After you’ve launched your Innovation Challenge space online, there are a multitude of channels you can utilize to push your challenge out to your audience. The following methods are just some of the ways Imaginatik recommends creating buzz amongst your employees, partners and customers:

  • It starts with email and word-of-mouth. These days, everyone uses email, and it’s the easiest, least time-consuming way to reach out to your designated audience. Begin by introducing the business opportunity in your first email, along with providing reasons why their participation is so critical and valuable to the success of the Challenge. Even better if you can supplement this by creating personalized word-of-mouth buzz in parallel. Reach out to colleagues you know who tend to be (influential) gadflies – and get them excited! They can get others excited too, in a snowballing effect.
  • The comms folks are your friend. Most likely, your company has its own internal communications team. Our best advice is this: use them! Working with your comms team can help you land real estate in your monthly or weekly newsletters, announcing the Challenge, recognizing participants, and sharing the results. You can also utilize your communications team to create buzz on social media, if it makes sense to your business.
  • Spread physical reminders of your brand. Swag – who doesn’t get excited by free swag, especially if it’s a little unique? Beyond just boring t-shirts and pens, offering branded selfie sticks, LED bike lights, headphones or portable battery chargers are products that offer true staying power. You can complement dissemination of these items with posters around the office, digital banners or promotions on internal workplace systems (CRM, intranet, etc.), and announcements on company newsletters or internal TV channels.

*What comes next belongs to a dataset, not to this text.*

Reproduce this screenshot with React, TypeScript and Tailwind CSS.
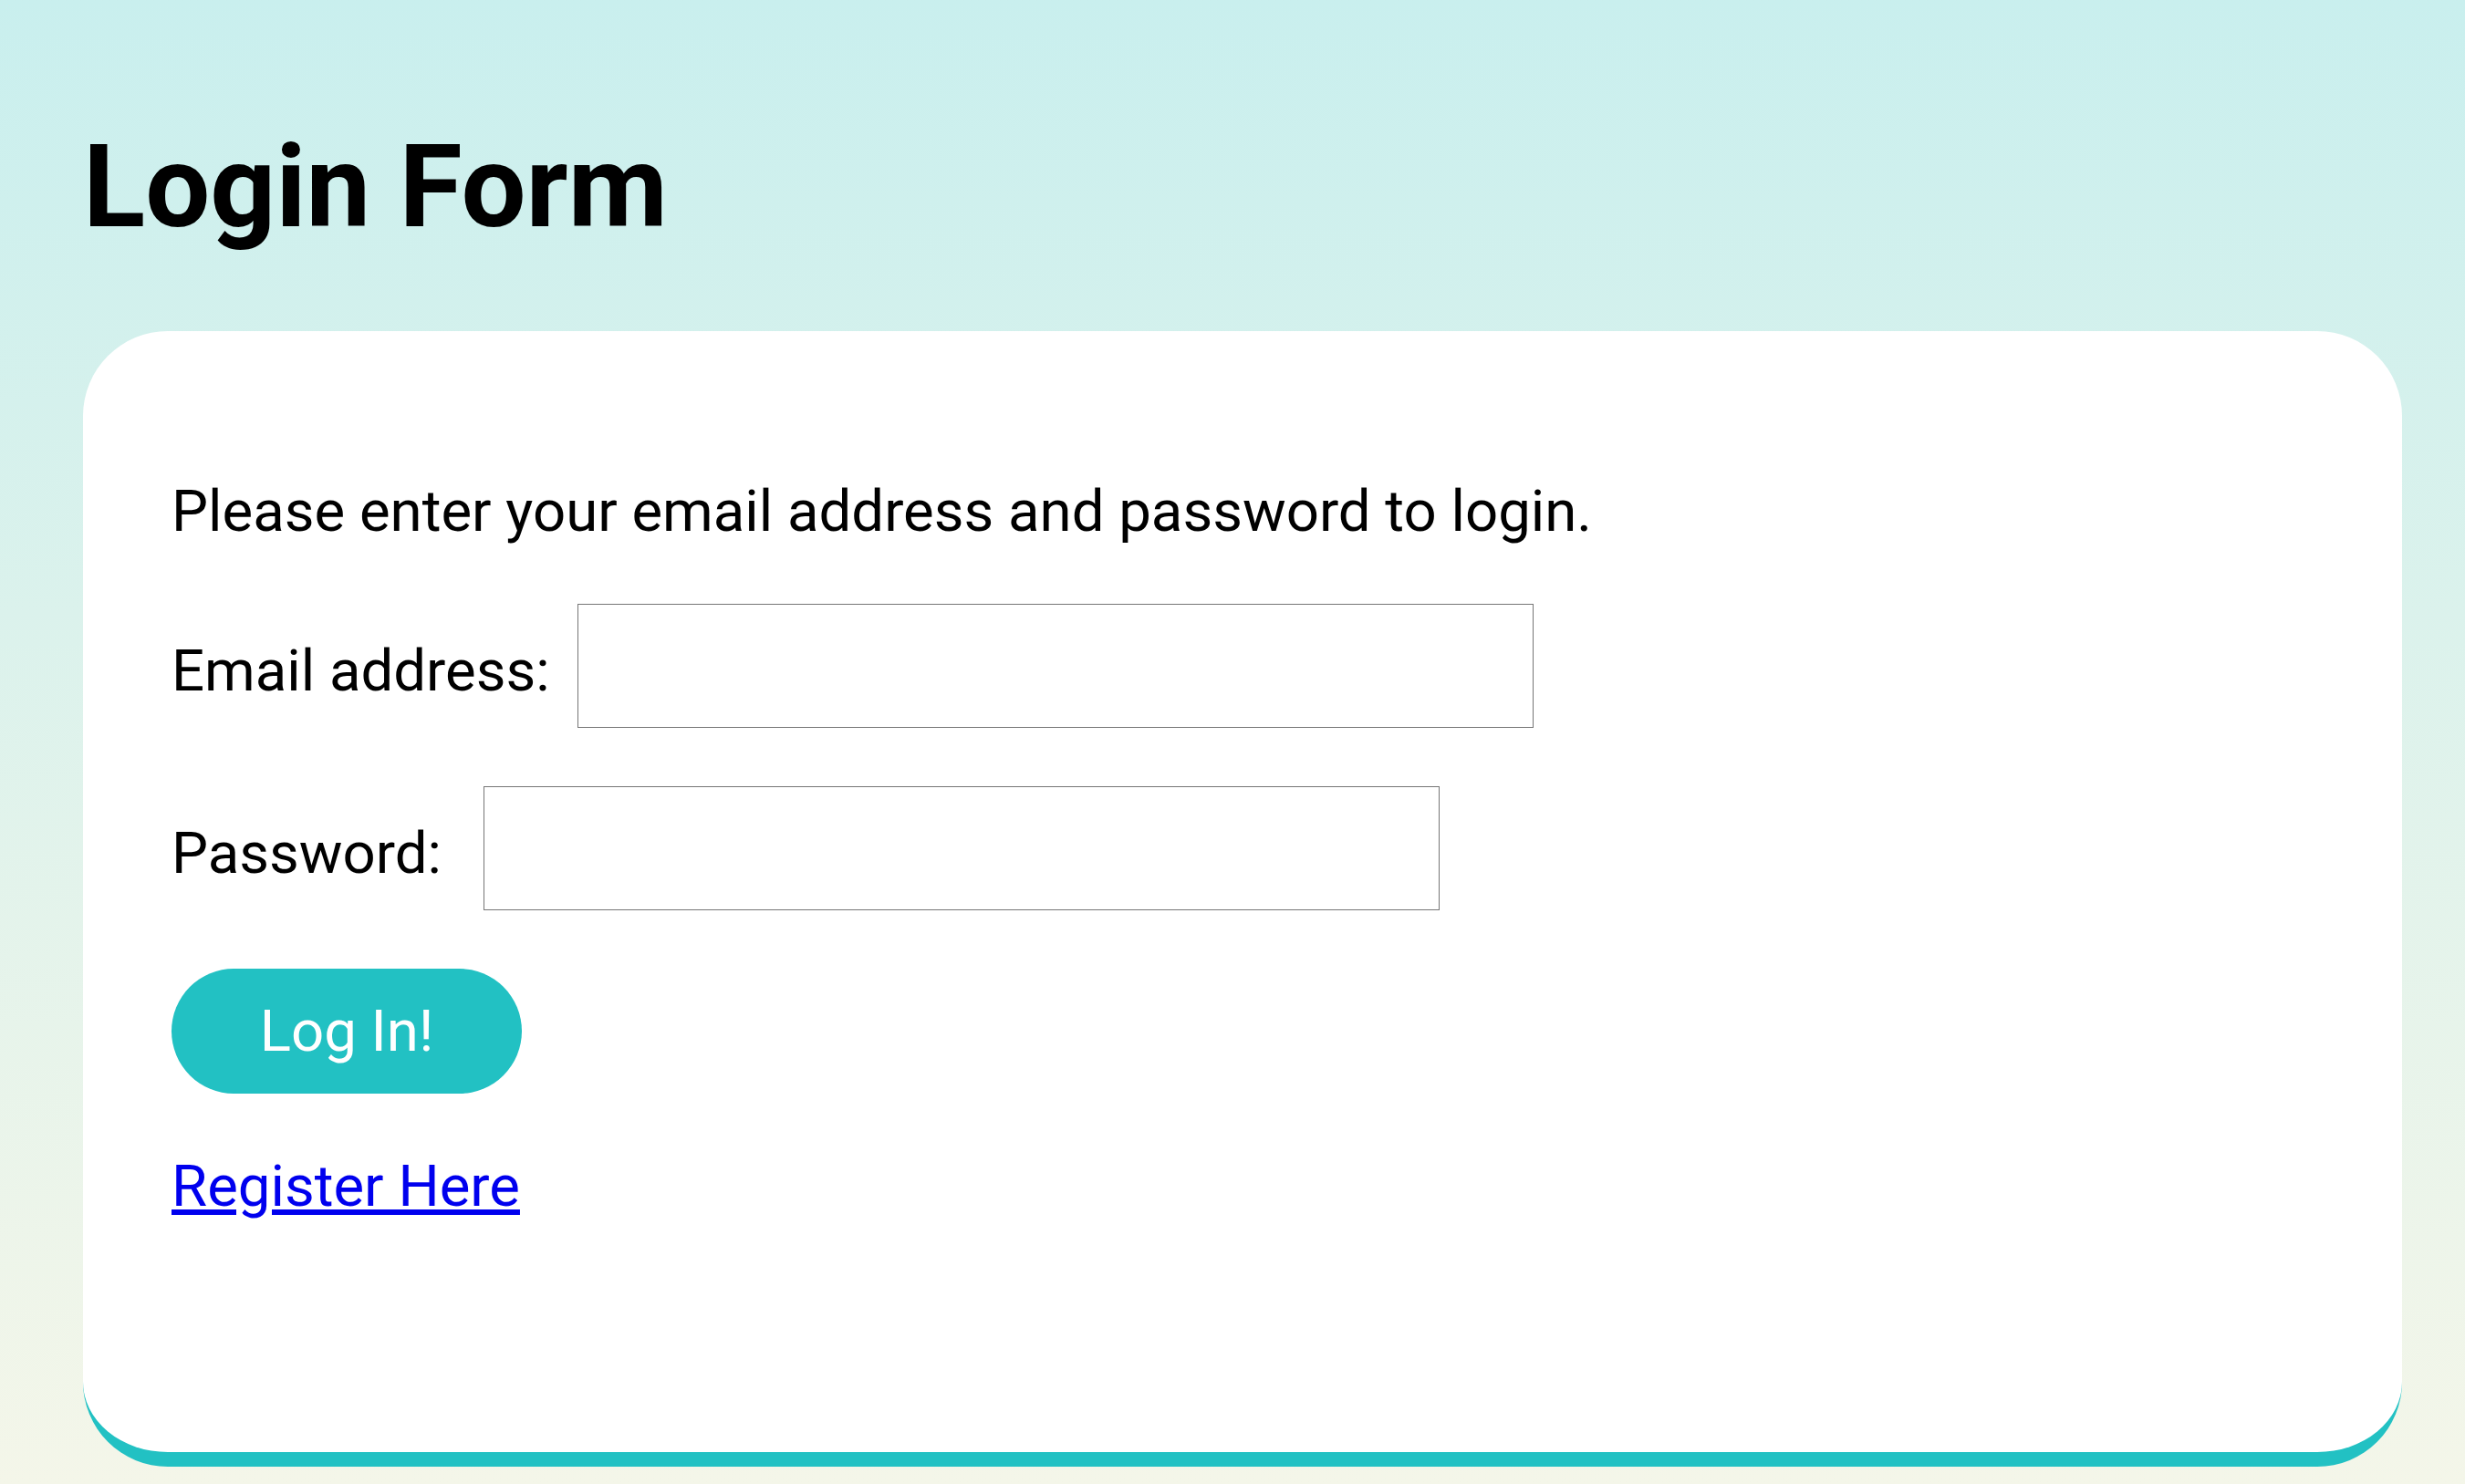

  • Appeal to deep-seated motivators. Appreciation is a fundamental human need! When your Challenge participants are recognized and their work is valued, their satisfaction and productivity rises, and they’re motivated to improve their work. Just make sure to concentrate primarily on intrinsic factors – which have consistently proved the strongest motivators for innovation engagement. Make sure people really understand that submitting good ideas will gain them new respect and recognition from colleagues; that they can use Challenges to advance their career interests; and they can use innovation forums to advocate for work projects and business initiatives they’re passionate about.

Knowing how to position, brand, and market your Innovation Challenges – and your innovation efforts more broadly – can be complex and time-consuming. That’s all the more reason to put careful time and attention into how you market your innovation program. Getting it right will pay renewable dividends many times over, setting you up for subsequent successes well into the future.